-------- Supplied information --------

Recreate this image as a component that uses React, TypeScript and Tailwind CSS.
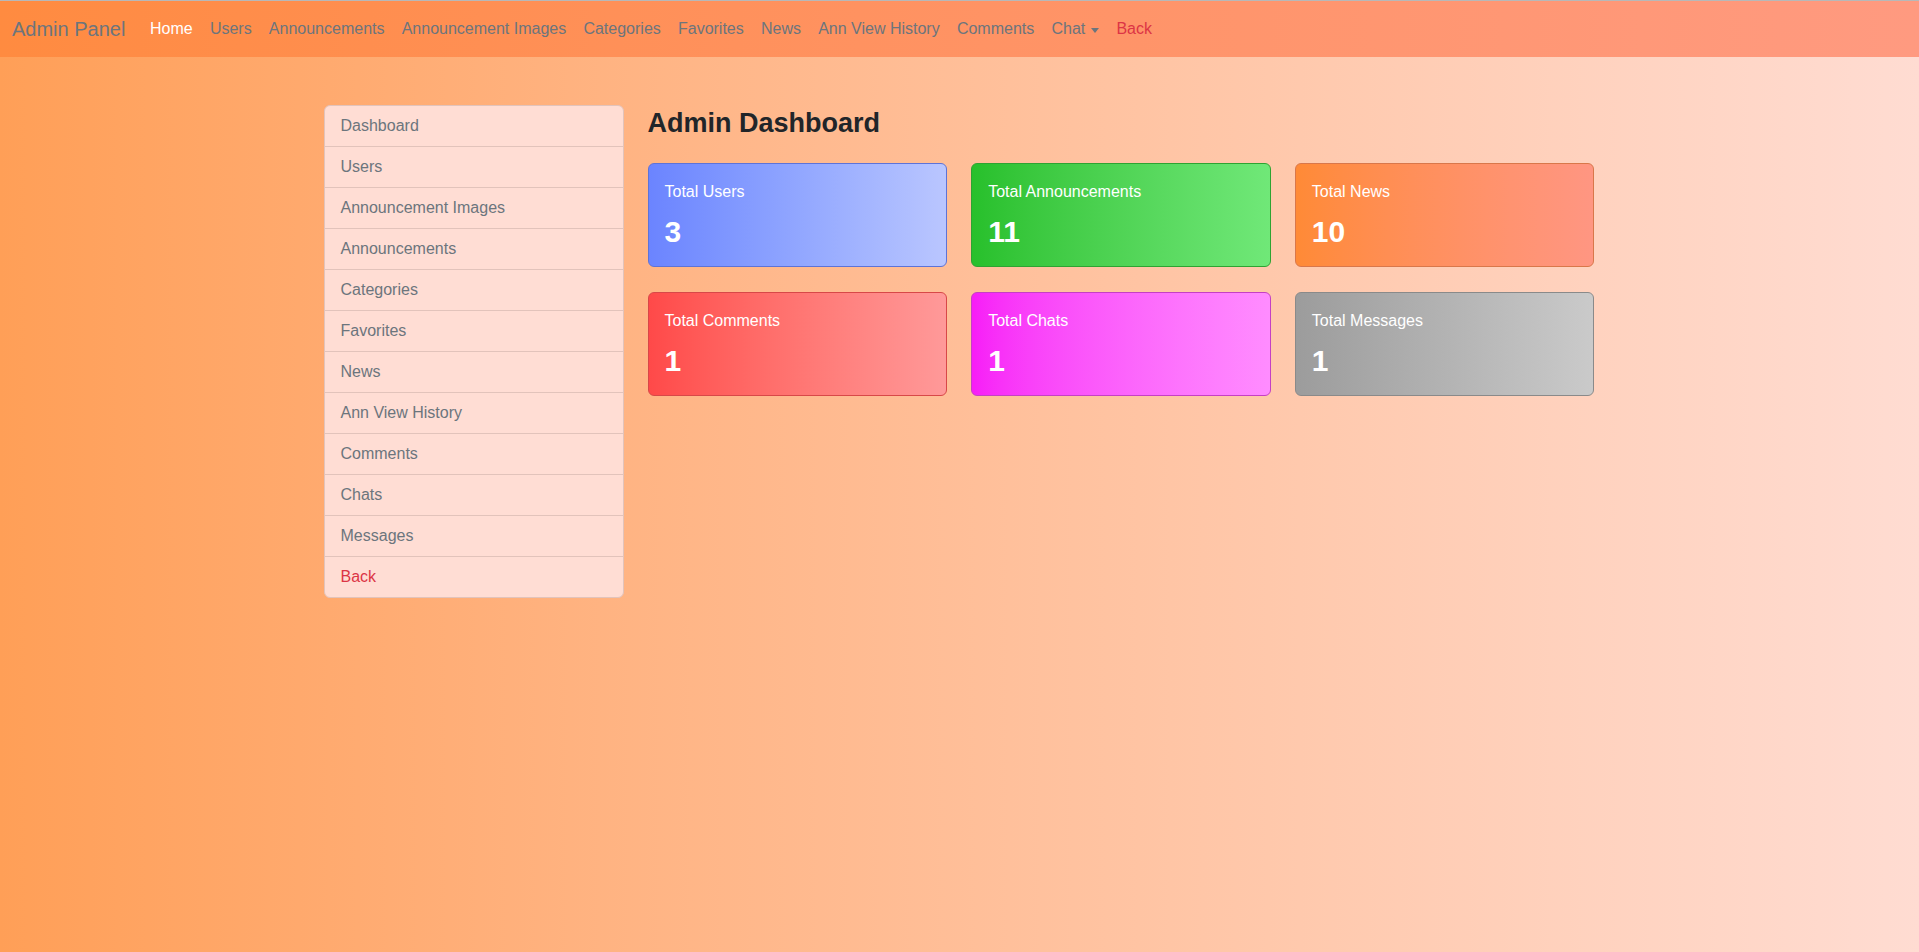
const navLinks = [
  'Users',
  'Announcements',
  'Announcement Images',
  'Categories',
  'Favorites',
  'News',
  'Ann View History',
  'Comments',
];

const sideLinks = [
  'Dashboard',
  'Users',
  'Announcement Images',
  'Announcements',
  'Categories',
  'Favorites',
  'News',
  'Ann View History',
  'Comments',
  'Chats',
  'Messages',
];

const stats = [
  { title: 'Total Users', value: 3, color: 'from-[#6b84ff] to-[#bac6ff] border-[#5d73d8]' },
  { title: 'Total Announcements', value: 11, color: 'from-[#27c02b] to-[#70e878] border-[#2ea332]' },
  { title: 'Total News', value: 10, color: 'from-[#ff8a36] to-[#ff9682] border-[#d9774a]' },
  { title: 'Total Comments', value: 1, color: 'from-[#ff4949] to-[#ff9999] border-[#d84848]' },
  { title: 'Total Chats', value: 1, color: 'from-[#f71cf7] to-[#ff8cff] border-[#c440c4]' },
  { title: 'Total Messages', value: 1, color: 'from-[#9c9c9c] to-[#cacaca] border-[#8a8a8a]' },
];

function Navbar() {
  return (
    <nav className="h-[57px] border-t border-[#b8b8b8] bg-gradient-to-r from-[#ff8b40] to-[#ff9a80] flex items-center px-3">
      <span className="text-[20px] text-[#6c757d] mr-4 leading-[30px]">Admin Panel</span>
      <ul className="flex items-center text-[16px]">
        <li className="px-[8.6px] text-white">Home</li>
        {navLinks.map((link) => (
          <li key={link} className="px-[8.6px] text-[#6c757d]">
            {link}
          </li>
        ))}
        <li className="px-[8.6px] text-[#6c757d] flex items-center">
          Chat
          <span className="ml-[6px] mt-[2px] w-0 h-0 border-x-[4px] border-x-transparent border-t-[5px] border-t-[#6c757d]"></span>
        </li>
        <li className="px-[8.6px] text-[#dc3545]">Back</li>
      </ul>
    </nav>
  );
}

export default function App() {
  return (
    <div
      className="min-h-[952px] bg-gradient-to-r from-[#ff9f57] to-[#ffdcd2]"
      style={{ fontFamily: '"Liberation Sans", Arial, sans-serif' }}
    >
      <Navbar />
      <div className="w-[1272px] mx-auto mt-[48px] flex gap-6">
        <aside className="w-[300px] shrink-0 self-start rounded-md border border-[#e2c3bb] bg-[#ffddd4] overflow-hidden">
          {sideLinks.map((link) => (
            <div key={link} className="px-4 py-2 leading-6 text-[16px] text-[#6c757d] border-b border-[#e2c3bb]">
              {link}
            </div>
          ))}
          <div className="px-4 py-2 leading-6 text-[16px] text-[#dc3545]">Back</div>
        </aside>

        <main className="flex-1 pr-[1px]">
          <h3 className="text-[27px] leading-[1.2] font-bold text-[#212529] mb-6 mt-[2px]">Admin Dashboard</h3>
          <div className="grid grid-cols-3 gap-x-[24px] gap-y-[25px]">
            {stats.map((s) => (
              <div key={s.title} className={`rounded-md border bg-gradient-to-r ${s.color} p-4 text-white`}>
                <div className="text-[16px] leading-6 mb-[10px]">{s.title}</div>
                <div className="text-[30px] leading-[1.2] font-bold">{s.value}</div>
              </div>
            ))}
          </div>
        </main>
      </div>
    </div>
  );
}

--------

◆ Job:
Repeat the full listing above exactly, with no pictures in the copy.

◆ Solved problem:
Recreate this image as a component that uses React, TypeScript and Tailwind CSS.
const navLinks = [
  'Users',
  'Announcements',
  'Announcement Images',
  'Categories',
  'Favorites',
  'News',
  'Ann View History',
  'Comments',
];

const sideLinks = [
  'Dashboard',
  'Users',
  'Announcement Images',
  'Announcements',
  'Categories',
  'Favorites',
  'News',
  'Ann View History',
  'Comments',
  'Chats',
  'Messages',
];

const stats = [
  { title: 'Total Users', value: 3, color: 'from-[#6b84ff] to-[#bac6ff] border-[#5d73d8]' },
  { title: 'Total Announcements', value: 11, color: 'from-[#27c02b] to-[#70e878] border-[#2ea332]' },
  { title: 'Total News', value: 10, color: 'from-[#ff8a36] to-[#ff9682] border-[#d9774a]' },
  { title: 'Total Comments', value: 1, color: 'from-[#ff4949] to-[#ff9999] border-[#d84848]' },
  { title: 'Total Chats', value: 1, color: 'from-[#f71cf7] to-[#ff8cff] border-[#c440c4]' },
  { title: 'Total Messages', value: 1, color: 'from-[#9c9c9c] to-[#cacaca] border-[#8a8a8a]' },
];

function Navbar() {
  return (
    <nav className="h-[57px] border-t border-[#b8b8b8] bg-gradient-to-r from-[#ff8b40] to-[#ff9a80] flex items-center px-3">
      <span className="text-[20px] text-[#6c757d] mr-4 leading-[30px]">Admin Panel</span>
      <ul className="flex items-center text-[16px]">
        <li className="px-[8.6px] text-white">Home</li>
        {navLinks.map((link) => (
          <li key={link} className="px-[8.6px] text-[#6c757d]">
            {link}
          </li>
        ))}
        <li className="px-[8.6px] text-[#6c757d] flex items-center">
          Chat
          <span className="ml-[6px] mt-[2px] w-0 h-0 border-x-[4px] border-x-transparent border-t-[5px] border-t-[#6c757d]"></span>
        </li>
        <li className="px-[8.6px] text-[#dc3545]">Back</li>
      </ul>
    </nav>
  );
}

export default function App() {
  return (
    <div
      className="min-h-[952px] bg-gradient-to-r from-[#ff9f57] to-[#ffdcd2]"
      style={{ fontFamily: '"Liberation Sans", Arial, sans-serif' }}
    >
      <Navbar />
      <div className="w-[1272px] mx-auto mt-[48px] flex gap-6">
        <aside className="w-[300px] shrink-0 self-start rounded-md border border-[#e2c3bb] bg-[#ffddd4] overflow-hidden">
          {sideLinks.map((link) => (
            <div key={link} className="px-4 py-2 leading-6 text-[16px] text-[#6c757d] border-b border-[#e2c3bb]">
              {link}
            </div>
          ))}
          <div className="px-4 py-2 leading-6 text-[16px] text-[#dc3545]">Back</div>
        </aside>

        <main className="flex-1 pr-[1px]">
          <h3 className="text-[27px] leading-[1.2] font-bold text-[#212529] mb-6 mt-[2px]">Admin Dashboard</h3>
          <div className="grid grid-cols-3 gap-x-[24px] gap-y-[25px]">
            {stats.map((s) => (
              <div key={s.title} className={`rounded-md border bg-gradient-to-r ${s.color} p-4 text-white`}>
                <div className="text-[16px] leading-6 mb-[10px]">{s.title}</div>
                <div className="text-[30px] leading-[1.2] font-bold">{s.value}</div>
              </div>
            ))}
          </div>
        </main>
      </div>
    </div>
  );
}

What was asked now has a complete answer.